2015 GSA Annual Meeting in Baltimore, Maryland, USA (1-4 November 2015)

Paper No. 207-17
Presentation Time: 9:00 AM-6:30 PM


GARCIA, Cesar A., KOSTRO, Patricia and KILIBARDA, Zoran, Geosciences, Indiana University Northwest, 3400 Broadway, Gary, IN 46408, cesgarci@iun.edu

The objective of this study is to determine the amount and types of macrodebris and microplastics found in the strand line along six Indiana beaches of southern Lake Michigan before and after storm activity. Anthropogenic debris was collected after storms from specific sites (5m long section) at six beaches - Whihala Beach, Marquette Park, Portage Lakefront and Riverwalk, Porter Beach, Dunbar Beach and Central Avenue Beach.

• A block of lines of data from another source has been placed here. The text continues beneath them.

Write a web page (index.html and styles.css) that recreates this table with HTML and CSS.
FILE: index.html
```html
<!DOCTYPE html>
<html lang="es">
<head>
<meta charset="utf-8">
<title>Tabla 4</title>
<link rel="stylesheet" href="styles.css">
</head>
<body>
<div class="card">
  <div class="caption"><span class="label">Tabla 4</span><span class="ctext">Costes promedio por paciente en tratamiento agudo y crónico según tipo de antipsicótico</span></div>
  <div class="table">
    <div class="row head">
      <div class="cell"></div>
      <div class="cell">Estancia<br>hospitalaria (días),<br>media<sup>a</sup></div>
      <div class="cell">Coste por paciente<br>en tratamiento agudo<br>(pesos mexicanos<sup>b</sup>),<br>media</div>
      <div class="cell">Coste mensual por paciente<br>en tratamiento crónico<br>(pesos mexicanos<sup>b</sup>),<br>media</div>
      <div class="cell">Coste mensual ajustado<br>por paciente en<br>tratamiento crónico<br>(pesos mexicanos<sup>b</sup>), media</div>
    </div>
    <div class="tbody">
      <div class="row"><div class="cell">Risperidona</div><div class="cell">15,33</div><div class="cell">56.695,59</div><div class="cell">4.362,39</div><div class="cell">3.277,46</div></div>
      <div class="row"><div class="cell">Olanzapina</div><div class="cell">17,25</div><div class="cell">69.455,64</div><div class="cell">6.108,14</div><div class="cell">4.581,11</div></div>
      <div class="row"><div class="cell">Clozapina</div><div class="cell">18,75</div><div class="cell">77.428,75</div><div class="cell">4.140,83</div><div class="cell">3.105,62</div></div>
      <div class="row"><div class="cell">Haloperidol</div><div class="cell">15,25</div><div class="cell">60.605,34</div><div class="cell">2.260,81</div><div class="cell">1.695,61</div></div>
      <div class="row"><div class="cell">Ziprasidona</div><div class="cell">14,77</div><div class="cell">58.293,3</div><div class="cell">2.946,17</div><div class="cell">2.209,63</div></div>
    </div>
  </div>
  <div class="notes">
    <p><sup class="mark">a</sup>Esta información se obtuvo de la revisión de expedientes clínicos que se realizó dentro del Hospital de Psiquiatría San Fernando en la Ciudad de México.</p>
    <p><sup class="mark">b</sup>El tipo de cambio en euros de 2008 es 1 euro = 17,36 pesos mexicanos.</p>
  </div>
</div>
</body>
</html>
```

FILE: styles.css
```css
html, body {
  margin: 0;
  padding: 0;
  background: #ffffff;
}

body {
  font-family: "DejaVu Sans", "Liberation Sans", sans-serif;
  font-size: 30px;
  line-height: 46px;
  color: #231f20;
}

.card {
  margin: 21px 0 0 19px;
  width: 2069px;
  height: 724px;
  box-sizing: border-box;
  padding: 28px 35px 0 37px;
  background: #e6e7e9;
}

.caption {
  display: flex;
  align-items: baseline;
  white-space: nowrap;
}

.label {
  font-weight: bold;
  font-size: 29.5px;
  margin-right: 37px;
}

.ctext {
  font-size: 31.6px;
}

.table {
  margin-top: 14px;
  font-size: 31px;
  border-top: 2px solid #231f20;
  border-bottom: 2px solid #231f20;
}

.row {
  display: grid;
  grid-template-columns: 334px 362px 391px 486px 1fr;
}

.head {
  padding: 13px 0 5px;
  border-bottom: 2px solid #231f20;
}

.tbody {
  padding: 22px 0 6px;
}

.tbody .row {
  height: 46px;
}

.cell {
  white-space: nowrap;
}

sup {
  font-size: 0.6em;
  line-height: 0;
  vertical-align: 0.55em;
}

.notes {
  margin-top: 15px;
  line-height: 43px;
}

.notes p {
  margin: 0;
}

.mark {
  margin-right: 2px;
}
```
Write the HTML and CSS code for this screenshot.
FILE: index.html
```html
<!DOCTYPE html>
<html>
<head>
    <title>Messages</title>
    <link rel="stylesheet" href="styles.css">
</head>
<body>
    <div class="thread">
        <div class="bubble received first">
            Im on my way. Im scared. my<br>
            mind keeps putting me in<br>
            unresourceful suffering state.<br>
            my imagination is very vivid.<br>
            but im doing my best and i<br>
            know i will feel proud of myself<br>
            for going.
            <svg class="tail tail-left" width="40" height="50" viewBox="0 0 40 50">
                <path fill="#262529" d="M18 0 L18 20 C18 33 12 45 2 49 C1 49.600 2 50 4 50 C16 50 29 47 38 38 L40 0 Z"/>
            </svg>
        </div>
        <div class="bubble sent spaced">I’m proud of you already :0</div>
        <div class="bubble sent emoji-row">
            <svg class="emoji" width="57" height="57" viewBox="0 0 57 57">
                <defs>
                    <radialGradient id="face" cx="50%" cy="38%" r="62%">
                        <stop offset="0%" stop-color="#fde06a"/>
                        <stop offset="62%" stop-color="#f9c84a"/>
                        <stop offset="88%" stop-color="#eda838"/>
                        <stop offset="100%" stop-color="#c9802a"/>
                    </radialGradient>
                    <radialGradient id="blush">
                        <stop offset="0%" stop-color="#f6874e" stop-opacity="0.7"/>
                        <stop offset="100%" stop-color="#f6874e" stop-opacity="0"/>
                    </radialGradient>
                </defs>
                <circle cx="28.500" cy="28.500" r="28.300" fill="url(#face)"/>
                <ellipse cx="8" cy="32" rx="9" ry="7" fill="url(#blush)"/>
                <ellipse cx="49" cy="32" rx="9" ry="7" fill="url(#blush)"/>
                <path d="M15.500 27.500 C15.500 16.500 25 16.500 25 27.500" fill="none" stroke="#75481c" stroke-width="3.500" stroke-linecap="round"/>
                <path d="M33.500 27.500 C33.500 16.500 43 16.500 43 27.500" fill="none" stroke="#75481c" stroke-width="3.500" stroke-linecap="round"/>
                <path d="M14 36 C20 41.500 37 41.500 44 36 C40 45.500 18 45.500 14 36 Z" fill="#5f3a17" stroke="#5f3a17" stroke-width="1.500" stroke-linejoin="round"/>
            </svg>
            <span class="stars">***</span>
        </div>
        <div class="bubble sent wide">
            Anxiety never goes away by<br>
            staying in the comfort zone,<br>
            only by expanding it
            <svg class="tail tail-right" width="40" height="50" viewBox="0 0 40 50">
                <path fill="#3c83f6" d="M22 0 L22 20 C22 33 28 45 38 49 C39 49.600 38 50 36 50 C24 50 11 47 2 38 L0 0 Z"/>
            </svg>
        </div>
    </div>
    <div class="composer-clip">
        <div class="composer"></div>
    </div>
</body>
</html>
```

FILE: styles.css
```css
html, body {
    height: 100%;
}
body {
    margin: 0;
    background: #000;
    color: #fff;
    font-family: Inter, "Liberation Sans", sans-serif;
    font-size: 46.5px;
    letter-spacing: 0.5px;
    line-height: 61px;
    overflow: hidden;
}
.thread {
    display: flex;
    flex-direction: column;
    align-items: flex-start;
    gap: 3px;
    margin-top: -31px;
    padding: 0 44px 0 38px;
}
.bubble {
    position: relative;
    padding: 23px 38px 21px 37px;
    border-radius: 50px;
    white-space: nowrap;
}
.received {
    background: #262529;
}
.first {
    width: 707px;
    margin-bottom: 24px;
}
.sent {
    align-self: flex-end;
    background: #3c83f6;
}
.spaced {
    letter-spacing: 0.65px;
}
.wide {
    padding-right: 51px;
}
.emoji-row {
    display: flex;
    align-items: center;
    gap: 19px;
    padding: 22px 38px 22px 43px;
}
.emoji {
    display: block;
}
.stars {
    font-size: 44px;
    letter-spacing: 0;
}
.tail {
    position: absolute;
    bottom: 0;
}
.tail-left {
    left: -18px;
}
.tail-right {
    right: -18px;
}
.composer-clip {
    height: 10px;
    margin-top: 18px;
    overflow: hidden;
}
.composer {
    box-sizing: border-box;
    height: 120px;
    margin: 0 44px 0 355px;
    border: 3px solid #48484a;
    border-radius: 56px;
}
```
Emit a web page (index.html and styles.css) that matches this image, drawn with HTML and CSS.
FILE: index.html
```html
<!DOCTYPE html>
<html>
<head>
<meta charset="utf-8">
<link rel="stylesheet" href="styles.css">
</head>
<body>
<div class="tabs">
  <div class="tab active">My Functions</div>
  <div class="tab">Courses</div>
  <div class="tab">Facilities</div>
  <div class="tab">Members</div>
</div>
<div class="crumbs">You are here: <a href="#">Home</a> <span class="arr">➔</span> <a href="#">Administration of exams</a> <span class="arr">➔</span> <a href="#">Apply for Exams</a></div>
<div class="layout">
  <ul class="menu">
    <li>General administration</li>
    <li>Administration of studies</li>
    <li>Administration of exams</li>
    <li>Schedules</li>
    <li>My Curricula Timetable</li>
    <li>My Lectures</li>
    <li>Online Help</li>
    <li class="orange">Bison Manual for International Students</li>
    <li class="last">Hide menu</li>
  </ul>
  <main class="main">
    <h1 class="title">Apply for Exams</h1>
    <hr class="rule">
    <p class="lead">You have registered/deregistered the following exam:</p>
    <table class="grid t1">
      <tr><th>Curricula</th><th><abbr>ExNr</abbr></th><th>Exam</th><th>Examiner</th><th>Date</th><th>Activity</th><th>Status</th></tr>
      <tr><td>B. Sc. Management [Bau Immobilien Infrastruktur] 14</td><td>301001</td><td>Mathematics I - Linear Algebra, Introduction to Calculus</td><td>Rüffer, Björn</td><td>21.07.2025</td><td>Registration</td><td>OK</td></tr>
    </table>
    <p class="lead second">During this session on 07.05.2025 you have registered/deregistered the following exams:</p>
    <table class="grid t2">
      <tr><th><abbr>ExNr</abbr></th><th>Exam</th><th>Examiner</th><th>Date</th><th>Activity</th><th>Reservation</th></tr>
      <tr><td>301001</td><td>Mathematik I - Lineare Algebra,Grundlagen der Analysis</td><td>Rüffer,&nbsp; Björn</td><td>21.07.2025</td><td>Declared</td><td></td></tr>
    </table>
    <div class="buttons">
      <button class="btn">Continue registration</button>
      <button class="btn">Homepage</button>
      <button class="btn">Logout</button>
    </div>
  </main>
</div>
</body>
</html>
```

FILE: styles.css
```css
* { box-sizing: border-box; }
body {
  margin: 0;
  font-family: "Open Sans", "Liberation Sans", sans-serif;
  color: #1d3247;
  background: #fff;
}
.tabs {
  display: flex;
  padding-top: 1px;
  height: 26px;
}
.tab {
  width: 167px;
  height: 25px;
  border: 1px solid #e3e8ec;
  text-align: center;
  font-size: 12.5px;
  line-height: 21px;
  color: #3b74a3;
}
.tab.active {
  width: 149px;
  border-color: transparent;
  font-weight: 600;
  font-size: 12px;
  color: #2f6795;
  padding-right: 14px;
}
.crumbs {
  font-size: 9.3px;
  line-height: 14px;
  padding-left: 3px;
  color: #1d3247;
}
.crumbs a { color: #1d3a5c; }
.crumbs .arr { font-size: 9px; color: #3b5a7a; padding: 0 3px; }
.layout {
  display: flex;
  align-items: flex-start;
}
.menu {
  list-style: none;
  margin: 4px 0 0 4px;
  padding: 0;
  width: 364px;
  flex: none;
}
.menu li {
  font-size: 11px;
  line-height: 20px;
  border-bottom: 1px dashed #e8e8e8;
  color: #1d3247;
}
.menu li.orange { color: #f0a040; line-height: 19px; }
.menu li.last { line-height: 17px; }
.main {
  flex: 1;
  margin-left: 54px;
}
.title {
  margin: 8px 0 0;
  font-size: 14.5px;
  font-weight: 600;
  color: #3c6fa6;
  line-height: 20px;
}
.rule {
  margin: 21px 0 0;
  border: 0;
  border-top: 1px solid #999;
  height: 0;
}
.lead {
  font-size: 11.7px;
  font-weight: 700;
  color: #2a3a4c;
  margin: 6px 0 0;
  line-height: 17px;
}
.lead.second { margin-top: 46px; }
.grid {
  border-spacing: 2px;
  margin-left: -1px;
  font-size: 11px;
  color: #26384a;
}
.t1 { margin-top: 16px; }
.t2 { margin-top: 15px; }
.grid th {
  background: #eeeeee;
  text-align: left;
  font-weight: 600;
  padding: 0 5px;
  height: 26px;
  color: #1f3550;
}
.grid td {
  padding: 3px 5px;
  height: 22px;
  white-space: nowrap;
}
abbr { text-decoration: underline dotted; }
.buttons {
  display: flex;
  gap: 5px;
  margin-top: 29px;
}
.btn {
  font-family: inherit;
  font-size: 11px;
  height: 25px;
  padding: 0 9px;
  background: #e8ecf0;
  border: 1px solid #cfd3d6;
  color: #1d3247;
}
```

The anthropogenic debris collected was sorted into 8 major categories, following classification used in Europe (Laglbauer et al., 2014). A storm at the end of October 2014 brought a high amount of macrodebris to four of the beaches, while two of the beaches, Whihala and Central, experienced heavy damage and were closed to the public. The amount of anthropogenic debris ranged from 511.2 g (Dunbar Beach), to 46.4 g (Porter Beach). Various plastic materials (bags, smoking related material, bottle caps, and miscellaneous) were the primary type of anthropogenic debris found on all of the beaches. Historical data for each of the aforementioned beaches, obtained from the Alliance for the Great Lakes, revealed a similar type of anthropogenic debris, but it differed in the relative amount of total debris collected. This discrepancy in relative amount of debris is due to the limited number of sampling dates, and collecting methods. We will use density liquids to separate microplastics from natural sediment and then examine microdebris with petrographic and fluorescent microscope.